## Written task
Give back the full listing verbatim, apart from its images.

## Collected data
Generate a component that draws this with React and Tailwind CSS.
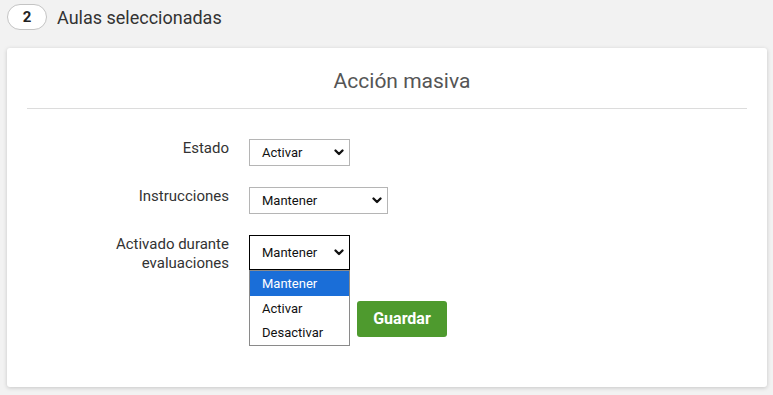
import React from "react";

const Chevron = () => (
  <svg width="10" height="7" viewBox="0 0 10 7" className="shrink-0">
    <path d="M1.5 1.5 L5 5 L8.5 1.5" fill="none" stroke="#111" strokeWidth="2.3" strokeLinecap="round" strokeLinejoin="round" />
  </svg>
);

const FakeSelect = ({ value, width, focused }) => (
  <div
    className={`flex items-center justify-between bg-white pl-3 pr-[5px] text-[13px] text-[#111] ${width} ${
      focused ? "h-[35px] border border-black" : "h-[27px] border border-[#b5b5b5]"
    }`}
  >
    <span>{value}</span>
    <Chevron />
  </div>
);

const Row = ({ label, children }) => (
  <div className="flex items-start">
    <div className="w-[202px] text-right text-[15px] leading-[19px] text-[#333]">{label}</div>
    <div className="ml-5">{children}</div>
  </div>
);

const options = ["Mantener", "Activar", "Desactivar"];

export default function App() {
  return (
    <div
      className="min-h-screen bg-[#f2f2f2] px-[7px] pt-1 pb-2"
      style={{ fontFamily: "Roboto, 'Liberation Sans', sans-serif" }}
    >
      <div className="flex h-[26px] items-center">
        <div className="flex h-[26px] w-[40px] items-center justify-center rounded-full border border-[#c4c4c4] bg-white text-[15px] font-bold text-[#222]">
          2
        </div>
        <span className="ml-[10px] text-[18px] text-[#333]">Aulas seleccionadas</span>
      </div>

      <div className="mt-[18px] h-[339px] w-[760px] rounded-[3px] bg-white px-5 shadow-[0_1px_4px_rgba(0,0,0,0.18)]">
        <div className="flex h-[60px] items-end justify-center pb-[11px] pl-[30px] text-[21px] text-[#555]">
          Acción masiva
        </div>
        <div className="border-t border-[#dcdcdc]" />

        <div className="mt-[30px] flex flex-col gap-[21px]">
          <Row label="Estado">
            <FakeSelect value="Activar" width="w-[101px]" />
          </Row>
          <Row label="Instrucciones">
            <FakeSelect value="Mantener" width="w-[139px]" />
          </Row>
          <Row
            label={
              <>
                Activado durante
                <br />
                evaluaciones
              </>
            }
          >
            <div className="relative">
              <FakeSelect value="Mantener" width="w-[101px]" focused />
              <div className="absolute left-0 top-[35px] z-10 w-[101px] border border-[#8a8a8a] bg-white text-[13px] text-[#111]">
                {options.map((o, i) => (
                  <div
                    key={o}
                    className={`flex h-[24.5px] items-center pl-3 pt-px ${i === 0 ? "bg-[#1a6ed8] text-white" : ""}`}
                  >
                    {o}
                  </div>
                ))}
              </div>
            </div>
          </Row>
        </div>

        <div className="ml-[330px] mt-[28px]">
          <button className="h-[36px] w-[90px] rounded-[3px] bg-[#4e9a2e] text-[16px] font-bold text-white">
            Guardar
          </button>
        </div>
      </div>
    </div>
  );
}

## Exercise output
Generate a component that draws this with React and Tailwind CSS.
import React from "react";

const Chevron = () => (
  <svg width="10" height="7" viewBox="0 0 10 7" className="shrink-0">
    <path d="M1.5 1.5 L5 5 L8.5 1.5" fill="none" stroke="#111" strokeWidth="2.3" strokeLinecap="round" strokeLinejoin="round" />
  </svg>
);

const FakeSelect = ({ value, width, focused }) => (
  <div
    className={`flex items-center justify-between bg-white pl-3 pr-[5px] text-[13px] text-[#111] ${width} ${
      focused ? "h-[35px] border border-black" : "h-[27px] border border-[#b5b5b5]"
    }`}
  >
    <span>{value}</span>
    <Chevron />
  </div>
);

const Row = ({ label, children }) => (
  <div className="flex items-start">
    <div className="w-[202px] text-right text-[15px] leading-[19px] text-[#333]">{label}</div>
    <div className="ml-5">{children}</div>
  </div>
);

const options = ["Mantener", "Activar", "Desactivar"];

export default function App() {
  return (
    <div
      className="min-h-screen bg-[#f2f2f2] px-[7px] pt-1 pb-2"
      style={{ fontFamily: "Roboto, 'Liberation Sans', sans-serif" }}
    >
      <div className="flex h-[26px] items-center">
        <div className="flex h-[26px] w-[40px] items-center justify-center rounded-full border border-[#c4c4c4] bg-white text-[15px] font-bold text-[#222]">
          2
        </div>
        <span className="ml-[10px] text-[18px] text-[#333]">Aulas seleccionadas</span>
      </div>

      <div className="mt-[18px] h-[339px] w-[760px] rounded-[3px] bg-white px-5 shadow-[0_1px_4px_rgba(0,0,0,0.18)]">
        <div className="flex h-[60px] items-end justify-center pb-[11px] pl-[30px] text-[21px] text-[#555]">
          Acción masiva
        </div>
        <div className="border-t border-[#dcdcdc]" />

        <div className="mt-[30px] flex flex-col gap-[21px]">
          <Row label="Estado">
            <FakeSelect value="Activar" width="w-[101px]" />
          </Row>
          <Row label="Instrucciones">
            <FakeSelect value="Mantener" width="w-[139px]" />
          </Row>
          <Row
            label={
              <>
                Activado durante
                <br />
                evaluaciones
              </>
            }
          >
            <div className="relative">
              <FakeSelect value="Mantener" width="w-[101px]" focused />
              <div className="absolute left-0 top-[35px] z-10 w-[101px] border border-[#8a8a8a] bg-white text-[13px] text-[#111]">
                {options.map((o, i) => (
                  <div
                    key={o}
                    className={`flex h-[24.5px] items-center pl-3 pt-px ${i === 0 ? "bg-[#1a6ed8] text-white" : ""}`}
                  >
                    {o}
                  </div>
                ))}
              </div>
            </div>
          </Row>
        </div>

        <div className="ml-[330px] mt-[28px]">
          <button className="h-[36px] w-[90px] rounded-[3px] bg-[#4e9a2e] text-[16px] font-bold text-white">
            Guardar
          </button>
        </div>
      </div>
    </div>
  );
}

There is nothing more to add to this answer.